ICG Longbow looks forward to covered dividend

ICG Longbow looks forward to covered dividend – ICG Longbow Senior Secured UK Property Debt’s NAV fell slightly to 98.2p over the year ended 31 January 2020. The shares were trading at a modest premium to that at the year end, at 99p. The dividend was maintained at 6p. Earnings per share were 5.04p (up from 4.36p) and so the company had to dip into capital reserves to pay the whole dividend. The statement says that, “with all legacy lower-yielding loans having now run off and the portfolio consisting exclusively of higher returning and accretive investments, the dividend is now fully covered on a pro forma basis and, subject to the impacts of Covid-19, the board anticipates the dividend will remain fully covered from profits in the near term, with the additional prospect of some medium-term NAV growth in line with the company’s investment objectives.”

There were 10 loans in the portfolio at the year end. Four of these were new transactions and these (totalling £58m of commitments) had a weighted average annual return of 9.4%. The company was geared with £5.2m of debt at the year end – cash drag (idle cash earning no return) has been a problem in the past. One new loan has been completed since the year end – an overall funding commitment of £7.8m, secured by an industrial property in the North West. Against that, a loan in the portfolio – the Meadow loan – was repaid. Bringing in £21.5m but also earning exit and prepayment fees of £0.7m.

Current trading

The majority of the Group’s investments are secured by properties or portfolios backed by highly diversified cashflows from commercial and residential tenants. Across these investments, and despite the unprecedented market conditions, the Group’s borrowers as of 4 May 2020 report that rent collection for these properties has generally been robust and, as a result, interest payments have been made in full or (in one case where payment is not yet due) sufficient rents have been collected to make the interest payment.
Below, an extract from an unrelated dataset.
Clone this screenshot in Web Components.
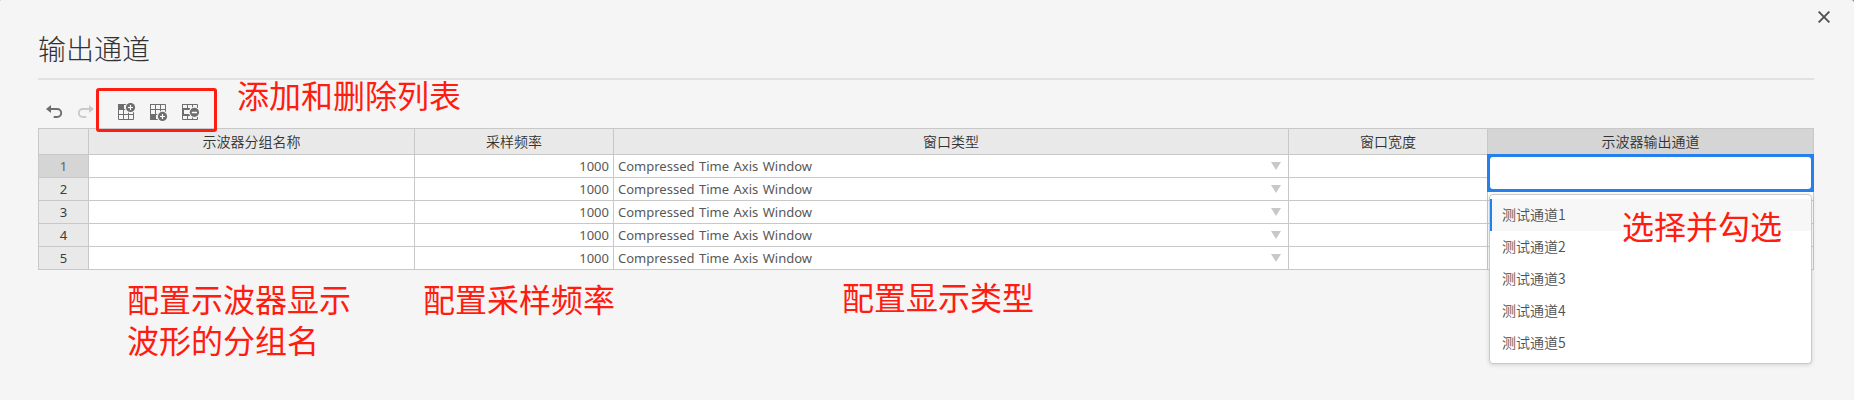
<!DOCTYPE html>
<html lang="zh-CN">
<head>
<meta charset="utf-8">
<title>输出通道</title>
<style>
html,body{margin:0;height:100%;background:#808080}
</style>
</head>
<body>
<channel-dialog heading="输出通道">
  <tool-bar slot="tools"></tool-bar>
  <channel-grid slot="body"></channel-grid>
  <red-frame slot="notes"></red-frame>
  <red-note slot="notes" style="left:237px;top:74px">添加和删除列表</red-note>
  <red-note slot="notes" style="left:127px;top:278px">配置示波器显示<br>波形的分组名</red-note>
  <red-note slot="notes" style="left:423px;top:278px">配置采样频率</red-note>
  <red-note slot="notes" style="left:842px;top:276px">配置显示类型</red-note>
  <red-note slot="notes" style="left:1622px;top:205px">选择并勾选</red-note>
</channel-dialog>
<script>
const define = (name, html, init) => customElements.define(name, class extends HTMLElement {
  constructor() {
    super();
    const t = document.createElement('template');
    t.innerHTML = html;
    this.attachShadow({mode: 'open'}).append(t.content.cloneNode(true));
  }
  connectedCallback() { if (init) init(this, this.shadowRoot); }
});

define('red-note', `<style>
:host{position:absolute;z-index:3;font:32px/41px "Noto Sans CJK SC",sans-serif;color:#ff1c10;white-space:nowrap}
</style><slot></slot>`);

define('red-frame', `<style>
:host{position:absolute;left:96px;top:88px;width:121px;height:44px;box-sizing:border-box;border:3px solid #ff1c10;border-radius:3px}
</style>`);

define('tool-bar', `<style>
:host{display:flex;align-items:center;height:24px;padding-left:8px;color:#6e6e6e}
svg{display:block;width:18px;height:18px;flex:none}
.redo{margin-left:14px;color:#cacaca}
.first{margin-left:22px}
.next{margin-left:14px}
</style>
<svg viewBox="0 0 18 18"><path d="M0 6 5 2V5H11.2a4.9 4.9 0 0 1 0 9.9H7.7V13H11.2a3 3 0 0 0 0-6.1H5V10Z" fill="currentColor"/></svg>
<svg class="redo" viewBox="0 0 18 18"><path d="M16 6 11 2V5H4.8a4.9 4.9 0 0 0 0 9.9H8.3V13H4.8a3 3 0 0 1 0-6.1H11V10Z" fill="currentColor"/></svg>
<svg class="first" viewBox="0 0 18 18"><path d="M.5 1V16.5H15.5V1.5H.5M5.5 1V16M10.5 1V16M0 6.5H16M0 11.5H16" fill="none" stroke="currentColor"/><path d="M0 1H6V7H0Z" fill="currentColor"/><circle cx="12.5" cy="4.5" r="5.6" fill="#f4f4f4"/><circle cx="12.5" cy="4.5" r="4.6" fill="currentColor"/><path d="M10 4.5H15M12.5 2V7" stroke="#fff" stroke-width="1.2"/></svg>
<svg class="next" viewBox="0 0 18 18"><path d="M.5 1V16.5H15.5V1.5H.5M5.5 1V16M10.5 1V16M0 6.5H16M0 11.5H16" fill="none" stroke="currentColor"/><path d="M0 11H6V17H0Z" fill="currentColor"/><circle cx="12.5" cy="13.4" r="5.6" fill="#f4f4f4"/><circle cx="12.5" cy="13.4" r="4.6" fill="currentColor"/><path d="M10 13.5H15M12.5 11V16" stroke="#fff" stroke-width="1.2"/></svg>
<svg class="next" viewBox="0 0 18 18"><path d="M.5 1V16.5H15.5V1.5H.5M5.5 1V6M5.5 12V16M10.5 1V6M10.5 12V16" fill="none" stroke="currentColor"/><path d="M8 6H1V12H8" fill="none" stroke="currentColor" stroke-width="2"/><circle cx="12.4" cy="9.3" r="5.6" fill="#f4f4f4"/><circle cx="12.4" cy="9.3" r="4.6" fill="currentColor"/><path d="M9.8 9.5H15" stroke="#fff" stroke-width="1.4"/></svg>`);

define('option-item', `<style>
:host{display:flex;align-items:center;box-sizing:border-box;height:32px;padding:0 0 2px 12px;font:14px/20px "Noto Sans CJK SC",sans-serif;font-weight:350;color:#505050}
:host([active]){background:#f7f7f7;box-shadow:inset 2px 0 #2680eb}
</style><slot></slot>`);

define('channel-picker', `<style>
:host{display:block;position:absolute;left:-1px;top:-1px;width:327px;z-index:1}
.edit{height:38px;box-sizing:border-box;background:#2680eb;padding:3px}
.edit div{height:100%;background:#fff;border-radius:3px}
.menu{margin:2px 2px 0;width:323px;height:170px;box-sizing:border-box;border:1px solid #cacaca;border-radius:4px;background:#fff;padding-top:4px;box-shadow:0 1px 4px rgba(0,0,0,.15)}
</style><div class="edit"><div></div></div>
<div class="menu"><option-item active>测试通道1</option-item><option-item>测试通道2</option-item><option-item>测试通道3</option-item><option-item>测试通道4</option-item><option-item>测试通道5</option-item></div>`);

define('grid-cell', `<style>
:host{display:flex;align-items:center;position:relative;box-sizing:border-box;border:solid #c8c8c8;border-width:0 1px 1px 0;background:#fff;font:13px/18px "Noto Sans",sans-serif;color:#585858;padding:0 4px;min-width:0;word-spacing:1.1px}
:host([head]){justify-content:center;background:#e9e9e9;color:#323232;font:14px/20px "Noto Sans CJK SC",sans-serif;font-weight:350;padding-bottom:2px}
:host([index]){justify-content:center;background:#e9e9e9;color:#3c3c3c}
:host([active]){background:#d5d5d5}
:host([index][active]){color:#606060}
:host([num]){justify-content:flex-end}
:host([choice]){justify-content:space-between;padding-right:7px}
svg{display:none;width:10px;height:8px}
:host([choice]) svg{display:block}
</style><slot></slot><svg viewBox="0 0 10 8"><path d="M0 0H10L5 8Z" fill="#c8c8c8"/></svg>`);

define('channel-grid', `<style>
:host{display:grid;grid-template-columns:50px 326px 199px 675px 199px 326px;grid-template-rows:26px repeat(5,23px);border:solid #c8c8c8;border-width:1px 0 0 1px;width:1775px}
</style>`, (el, root) => {
  const cell = (attrs, text = '') => {
    const c = document.createElement('grid-cell');
    attrs.split(' ').filter(Boolean).forEach(a => c.setAttribute(a, ''));
    c.textContent = text;
    root.append(c);
    return c;
  };
  cell('head');
  ['示波器分组名称', '采样频率', '窗口类型', '窗口宽度'].forEach(t => cell('head', t));
  cell('head active', '示波器输出通道');
  for (let i = 1; i <= 5; i++) {
    cell(i === 1 ? 'index active' : 'index', String(i));
    cell('');
    cell('num', '1000');
    cell('choice', 'Compressed Time Axis Window');
    cell('');
    const last = cell('');
    if (i === 1) {
      last.style.zIndex = 1;
      last.append(document.createElement('channel-picker'));
    }
  }
});

define('channel-dialog', `<style>
:host{display:block;position:relative;box-sizing:border-box;width:1854px;height:400px;padding:0 40px 0 38px;background:#f5f5f5;overflow:hidden;border-radius:1px 3px 0 0}
header{height:80px;box-sizing:border-box;border-bottom:2px solid #e1e1e1;padding-top:28px}
h1{margin:0;font:28px/40px "Noto Sans CJK SC",sans-serif;font-weight:300;color:#323232}
.tools{padding-top:20px;height:28px}
.close{position:absolute;left:1818px;top:11px;width:12px;height:12px}
</style>
<header><h1></h1></header>
<svg class="close" viewBox="0 0 12 12"><path d="M.6.6 11.4 11.4M11.4.6.6 11.4" stroke="#505050" stroke-width="1.9"/></svg>
<div class="tools"><slot name="tools"></slot></div>
<slot name="body"></slot>
<slot name="notes"></slot>`, (el, root) => { root.querySelector('h1').textContent = el.getAttribute('heading'); });
</script>
</body>
</html>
Three of the investments are secured by operational assets or are in sectors which have been adversely affected by the ongoing UK lockdown. These investments account for approximately 45% of quarterly interest payments in aggregate. In these cases, the Group as a responsible lender has chosen to defer or capitalise the interest payments due in order to assist the underlying borrowers with working capital management during the lockdown period. The amounts do not materially affect portfolio LTV or expected returns. The Investment Adviser has conducted additional robust Covid-19 stress testing and has line of sight to resolution of these arrears in each case. The Group has a satisfactory equity cushion on all of its investments and does not expect any shortfall in either total interest receipts during the term of each loan or to any capital repayments by loan maturity.

As of 6 May 2020 the Group has cash of approximately £15 million and undrawn credit facilities of £25 million, giving total available liquidity of approximately £40 million. The Investment Adviser has seen a noticeable increase in pipeline enquiries over the past three weeks, and on a cautious basis is continuing to explore attractive new lending opportunities in line with the Group’s investment parameters.”